We coordinated assault plans on the bridge of Moy’s ship. He wanted to lead the main assault – the ‘speartip’, he called it. His warriors were practised in this and worked well together. He didn’t wish to have the battlefield cluttered with rival vanguards so he gave us the flanks, our forces split in half, each on either edge. That suited us. We could use our speed unhindered, hitting them hard before drawing away and letting the advancing Luna Wolves lead the main assault.
‘You will stick to the plan?’ Moy asked me, clearly sceptical of our ability to complement his own forces.
I told him that we would. Everything in his body language was adversarial, but there was little he could do – we both had our orders.

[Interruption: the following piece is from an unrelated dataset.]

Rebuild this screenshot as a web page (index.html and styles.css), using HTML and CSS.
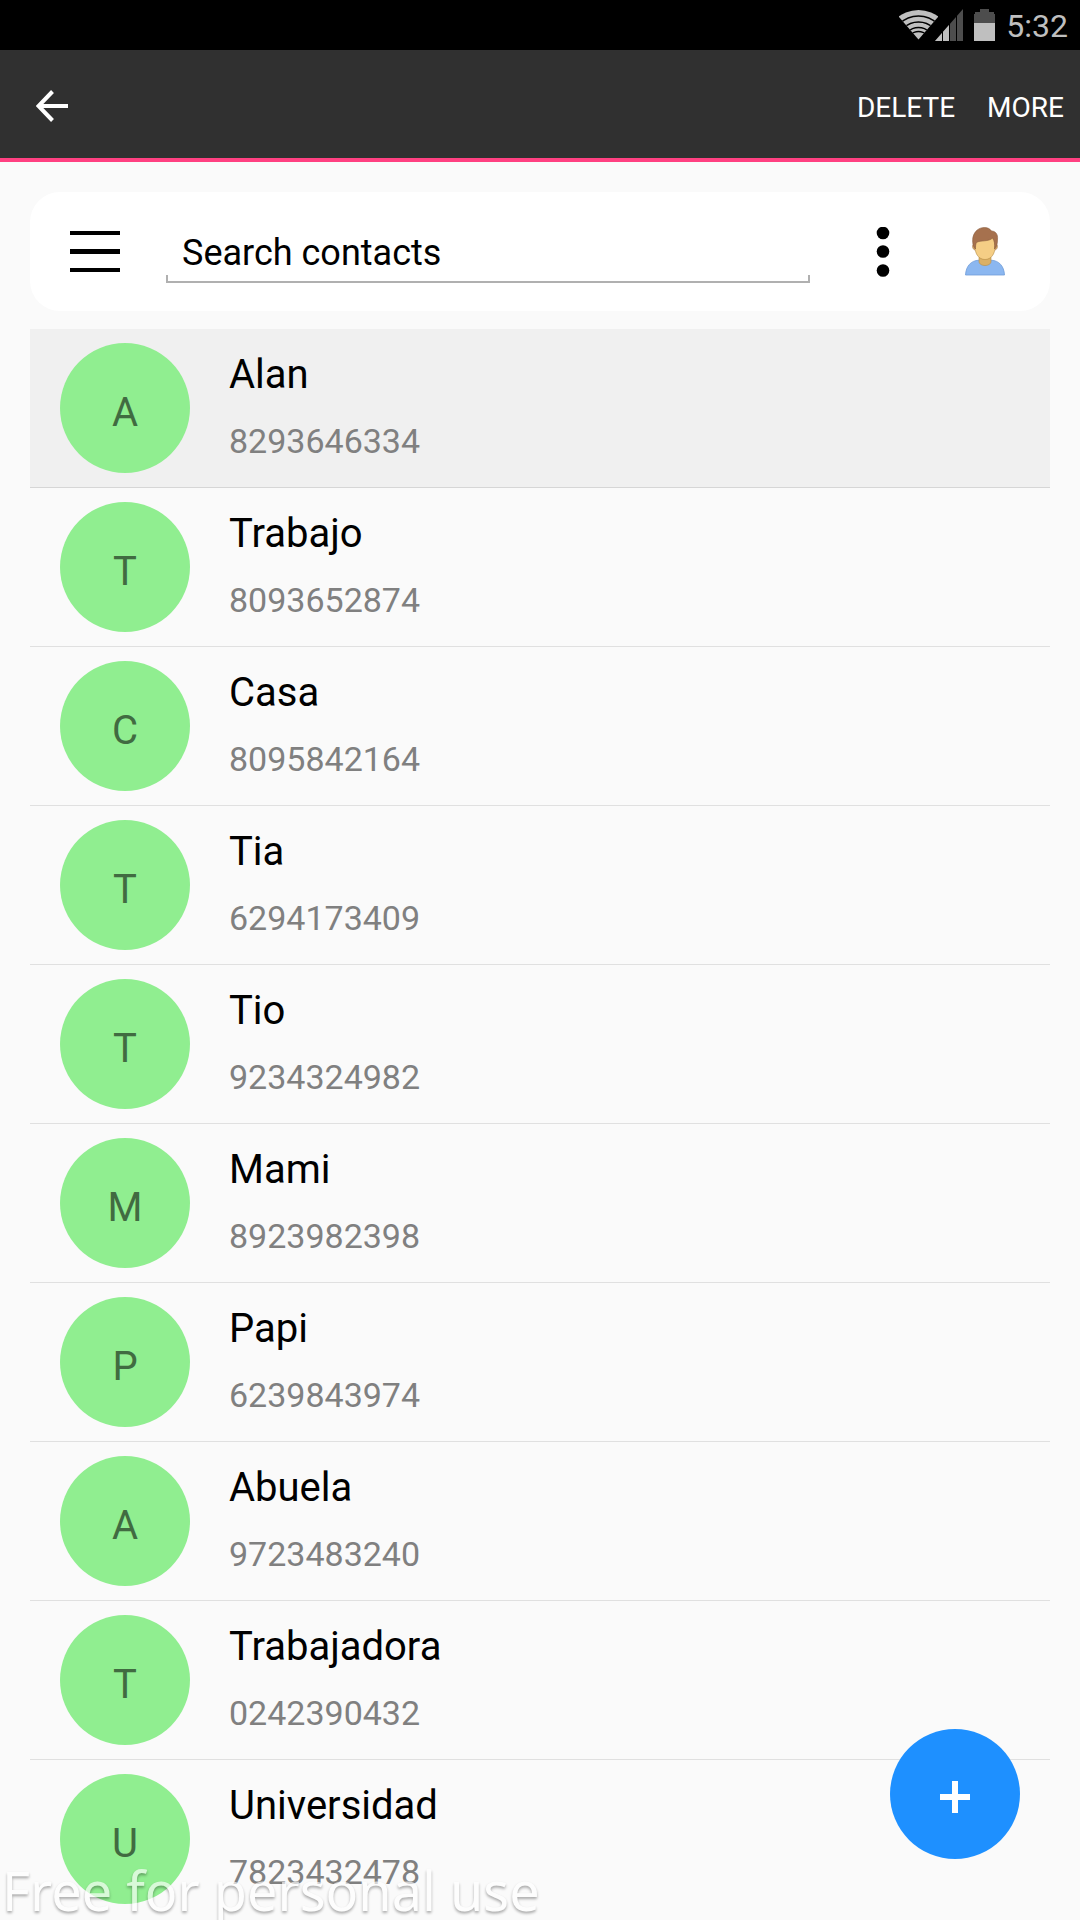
FILE: index.html
```html
<!DOCTYPE html>
<html lang="en">
<head>
<meta charset="utf-8">
<meta name="viewport" content="width=device-width, initial-scale=1">
<title>Contacts</title>
<link rel="stylesheet" href="styles.css">
</head>
<body>
<div class="status-bar">
  <div class="signals">
    <svg width="39" height="30" viewBox="0 0 39 30" aria-hidden="true">
      <clipPath id="fan"><path d="M19.500 29.500L-6 0H45Z"/></clipPath>
      <g clip-path="url(#fan)">
        <circle cx="19.500" cy="33" r="33" fill="#bfbfbf"/>
        <g fill="none" stroke="#000" stroke-width="1.400"><circle cx="19.500" cy="33" r="27"/><circle cx="19.500" cy="33" r="21"/><circle cx="19.500" cy="33" r="15.500"/><circle cx="19.500" cy="33" r="11.500"/></g>
      </g>
    </svg>
    <svg class="cell" width="28" height="32" viewBox="0 0 28 32" aria-hidden="true">
      <path d="M0 32L28 0V32Z" fill="#4d4d4d"/>
      <path d="M0 32L14 16V32Z" fill="#bfbfbf"/>
      <path d="M7.500 0V32M14.500 0V32M21.500 0V32" stroke="#000"/>
    </svg>
  </div>
  <svg class="battery" width="21" height="32" viewBox="0 0 21 32" aria-hidden="true">
    <path d="M6 0H15V3H20V5H21V14H0V5H1V3H6Z" fill="#4d4d4d"/>
    <path d="M0 14H21V32H0Z" fill="#bfbfbf"/>
  </svg>
  <time class="clock">5:32</time>
</div>

<header class="toolbar">
  <button class="icon-button" type="button" aria-label="Back">
    <svg width="32" height="32" viewBox="0 0 32 32"><path d="M16.500 1.500L2.500 16L16.500 30.500M3 16H32" fill="none" stroke="#fff" stroke-width="4"/></svg>
  </button>
  <div class="actions">
    <button class="action" type="button">DELETE</button>
    <button class="action" type="button">MORE</button>
  </div>
</header>

<main class="content">
  <form class="search-card" role="search">
    <button class="icon-button" type="button" aria-label="Menu">
      <svg width="50" height="42" viewBox="0 0 50 42"><path d="M0 0H50V4H0ZM0 18H50V23H0ZM0 37H50V41H0Z"/></svg>
    </button>
    <div class="search-field">
      <input class="search-input" type="text" aria-label="Search contacts" placeholder="Search contacts">
    </div>
    <button class="icon-button" type="button" aria-label="Options">
      <svg width="14" height="50" viewBox="0 0 14 50"><circle cx="7" cy="6" r="6.300"/><circle cx="7" cy="24.500" r="6.300"/><circle cx="7" cy="43.500" r="6.300"/></svg>
    </button>
    <button class="icon-button" type="button" aria-label="Profile">
      <svg width="40" height="49" viewBox="0 0 40 49">
        <path d="M.5 48C1 39 6 33.500 14 33.200H26C34 33.500 39 39 39.500 48Z" fill="#8bb7f0" stroke="#6f9cd8" stroke-width=".8"/>
        <path d="M14 30H26V34.500C26 37 23 38.500 20 38.500S14 37 14 34.500Z" fill="#dbb065" stroke="#b58d45" stroke-width=".6"/>
        <path d="M9 17C6.500 18 7.500 23 10.500 23M31 17C33.500 18 32.500 23 29.500 23" fill="#dbb065" stroke="#a16a4a" stroke-width=".6"/>
        <path d="M10 14C14 10 25 8 30 11V20C30 27 26 32.500 20 32.500S10 27 10 20Z" fill="#f5ce85" stroke="#b58d45" stroke-width=".6"/>
        <path d="M10.500 22C7 19 7.500 12 8 10C9.500 4 14 .5 19.500 .5C23 .5 25 2 26.500 4C31 4 33 8 32.500 12C32.500 16 32 20 29.500 22C30 17 29.500 14 27.500 11C24 15 15 13 11.500 15.500C10.500 17 10.500 20 10.500 22Z" fill="#a6714e" stroke="#8a5a3c" stroke-width=".6"/>
      </svg>
    </button>
  </form>

  <ul class="contacts">
    <li class="contact selected"><span class="avatar">A</span><div class="details"><span class="name">Alan</span><span class="phone">8293646334</span></div></li>
    <li class="contact"><span class="avatar">T</span><div class="details"><span class="name">Trabajo</span><span class="phone">8093652874</span></div></li>
    <li class="contact"><span class="avatar">C</span><div class="details"><span class="name">Casa</span><span class="phone">8095842164</span></div></li>
    <li class="contact"><span class="avatar">T</span><div class="details"><span class="name">Tia</span><span class="phone">6294173409</span></div></li>
    <li class="contact"><span class="avatar">T</span><div class="details"><span class="name">Tio</span><span class="phone">9234324982</span></div></li>
    <li class="contact"><span class="avatar">M</span><div class="details"><span class="name">Mami</span><span class="phone">8923982398</span></div></li>
    <li class="contact"><span class="avatar">P</span><div class="details"><span class="name">Papi</span><span class="phone">6239843974</span></div></li>
    <li class="contact"><span class="avatar">A</span><div class="details"><span class="name">Abuela</span><span class="phone">9723483240</span></div></li>
    <li class="contact"><span class="avatar">T</span><div class="details"><span class="name">Trabajadora</span><span class="phone">0242390432</span></div></li>
    <li class="contact"><span class="avatar">U</span><div class="details"><span class="name">Universidad</span><span class="phone">7823432478</span></div></li>
  </ul>
</main>

<button class="add-button" type="button" aria-label="Add contact">
  <svg width="30" height="32" viewBox="0 0 30 32"><path d="M12 0H18V13H30V19H18V32H12V19H0V13H12Z" fill="#fff"/></svg>
</button>
<div class="watermark">Free for personal use</div>
</body>
</html>
```
FILE: styles.css
```css
* {
  box-sizing: border-box;
}

body {
  margin: 0;
  background: #fafafa;
  color: #000;
  font-family: Roboto, "Noto Sans", sans-serif;
}

svg {
  display: block;
}

button {
  border: 0;
  padding: 0;
  background: none;
  color: inherit;
  font: inherit;
}

.status-bar {
  display: flex;
  align-items: center;
  justify-content: flex-end;
  height: 50px;
  padding: 0 12px;
  background: #000;
}

.signals {
  display: flex;
  align-items: center;
}

.cell {
  margin-left: -3px;
}

.battery {
  margin: 0 11px;
}

.clock {
  color: #bfbfbf;
  font-size: 32px;
  line-height: 40px;
  padding-top: 2px;
}

.toolbar {
  display: flex;
  align-items: center;
  justify-content: space-between;
  height: 112px;
  padding: 4px 16px 0 36px;
  border-bottom: 4px solid #ff4081;
  background: #303030;
  color: #fff;
}

.actions {
  display: flex;
  gap: 32px;
}

.action {
  font-size: 28px;
  line-height: 32px;
  padding-top: 4px;
}

.content {
  padding: 30px 30px 0;
}

.search-card {
  display: flex;
  align-items: center;
  height: 119px;
  margin-bottom: 18px;
  padding: 0 45px 0 40px;
  border-radius: 30px;
  background: #fff;
}

/* Underline with short upturned ends, as on the classic text field. */
.search-field {
  flex: 1;
  margin: 0 66px 0 46px;
  padding: 0 2px 2px;
  background:
    linear-gradient(#b0b0b0, #b0b0b0) left bottom / 100% 2px no-repeat,
    linear-gradient(#b0b0b0, #b0b0b0) left bottom / 2px 8px no-repeat,
    linear-gradient(#b0b0b0, #b0b0b0) right bottom / 2px 8px no-repeat;
}

.search-input {
  display: block;
  width: 100%;
  height: 60px;
  padding: 4px 14px 0;
  border: 0;
  outline: 0;
  background: none;
  color: #000;
  font: 36px/44px Roboto, "Noto Sans", sans-serif;
}

.search-input::placeholder {
  color: #000;
  opacity: 1;
}

.search-card .icon-button:last-child {
  margin-left: 75px;
}

.contacts {
  margin: 0;
  padding: 0;
  list-style: none;
}

.contact {
  display: flex;
  align-items: flex-start;
  gap: 39px;
  padding: 14px 30px;
  border-bottom: 1px solid #e0e0e0;
}

.contact:last-child {
  border-bottom: 0;
}

.selected {
  border-color: #d6d6d6;
  background: #f0f0f0;
}

.avatar {
  display: flex;
  flex: none;
  align-items: center;
  justify-content: center;
  width: 130px;
  height: 130px;
  padding-top: 10px;
  border-radius: 50%;
  background: #90ee90;
  color: #416b41;
  font-size: 40px;
  line-height: 48px;
}

.details {
  display: flex;
  flex-direction: column;
  gap: 22px;
  padding-top: 8px;
}

.name {
  font-size: 40px;
  line-height: 48px;
}

.phone {
  color: #808080;
  font-size: 34px;
  line-height: 40px;
}

.add-button {
  position: fixed;
  right: 60px;
  bottom: 61px;
  display: flex;
  align-items: center;
  justify-content: center;
  width: 130px;
  height: 130px;
  padding-top: 6px;
  border-radius: 50%;
  background: #1e90ff;
}

/* Opacity on the whole block keeps the shadow from showing through the letters. */
.watermark {
  position: fixed;
  left: 2px;
  bottom: 0;
  color: #fff;
  font: 54px/60px "Noto Sans", sans-serif;
  text-shadow: 0 2px 3px rgba(0, 0, 0, 0.5);
  opacity: 0.65;
  white-space: nowrap;
  pointer-events: none;
}
```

It was Hakeem who improved things.
‘This is a great honour for us,’ he told Moy. ‘Your primarch is venerated among our people second only to our own Great Khan. They share the same spirit, I think.’
Moy looked amused at that. Even then, the Luna Wolves were set apart. Comparisons with Horus, with his record and reputation, risked looking ludicrous.
‘So you are... what? The Company of the Moon?’ Moy asked.
‘Brotherhood,’ I replied. For some reason, the word seemed foolish to me.
‘We had been given your tactical designation. Sixty-Fourth Company.’
‘If it makes it easier for you, use that,’ I said.
Moy shrugged. ‘We are both lunar warriors. We can use our old names.’
I think that might have been an attempt at lightening the mood. I smiled, but Hakeem bowed deeply, and upon rising his eyes met Moy’s. It seemed to me then that there was some prior understanding between them that I had missed.